* Instruction
Count how many lines hold the string "React". Give that number alone.

_ _ _ _

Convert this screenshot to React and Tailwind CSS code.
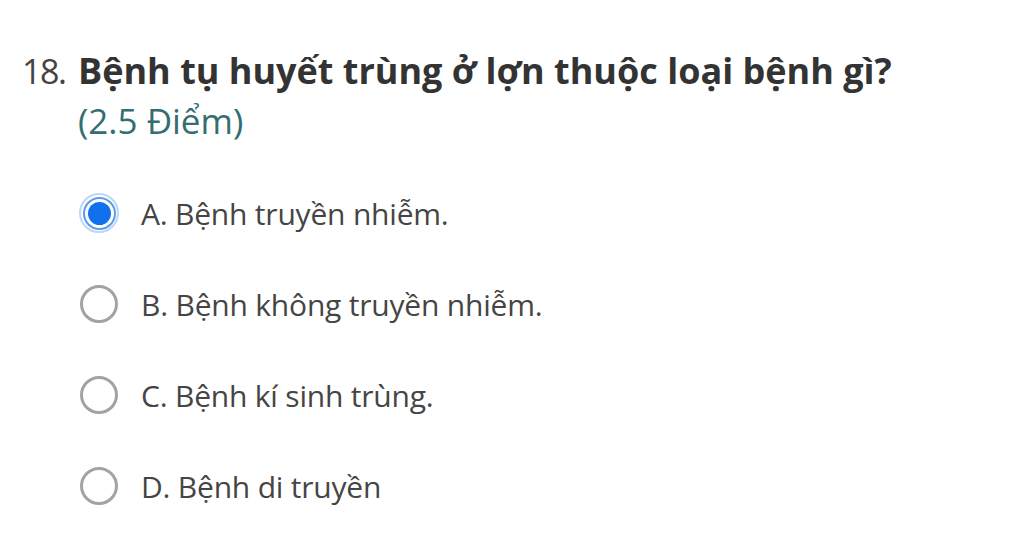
import React from "react";

const options = [
  { label: "A. Bệnh truyền nhiễm.", checked: true },
  { label: "B. Bệnh không truyền nhiễm.", checked: false },
  { label: "C. Bệnh kí sinh trùng.", checked: false },
  { label: "D. Bệnh di truyền", checked: false },
];

function Radio({ checked }) {
  if (checked) {
    return (
      <span className="flex h-[40px] w-[40px] shrink-0 items-center justify-center rounded-full border-[2px] border-[#bcd7f7] bg-white">
        <span className="flex h-[33px] w-[33px] items-center justify-center rounded-full border-[2px] border-[#5b9bef] bg-white">
          <span className="h-[23px] w-[23px] rounded-full bg-[#1170ec]" />
        </span>
      </span>
    );
  }
  return (
    <span className="flex h-[40px] w-[40px] shrink-0 items-center justify-center">
      <span className="h-[38px] w-[38px] rounded-full border-[3px] border-[#a3a3a3] bg-white" />
    </span>
  );
}

export default function App() {
  return (
    <div
      className="h-[549px] w-[1024px] overflow-hidden bg-white pl-[22px] pt-[46px]"
      style={{ fontFamily: '"Open Sans", "Noto Sans", sans-serif' }}
    >
      <div className="flex items-baseline">
        <span className="w-[56px] shrink-0 text-[34px] tracking-[-1.5px] text-[#444444]">18.</span>
        <div>
          <div className="text-[36px] font-bold leading-[48px] text-[#333333]">
            Bệnh tụ huyết trùng ở lợn thuộc loại bệnh gì?
          </div>
          <div className="mt-[3px] text-[35px] leading-[46px] text-[#336e70]">(2.5 Điểm)</div>
        </div>
      </div>
      <div className="mt-[49px] flex flex-col gap-[51px] pl-[57px]">
        {options.map((o) => (
          <div key={o.label} className="flex h-[40px] items-center gap-[22px]">
            <Radio checked={o.checked} />
            <span className="text-[30px] tracking-[-0.2px] text-[#454545]">{o.label}</span>
          </div>
        ))}
      </div>
    </div>
  );
}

_ _ _ _

* Task solution
2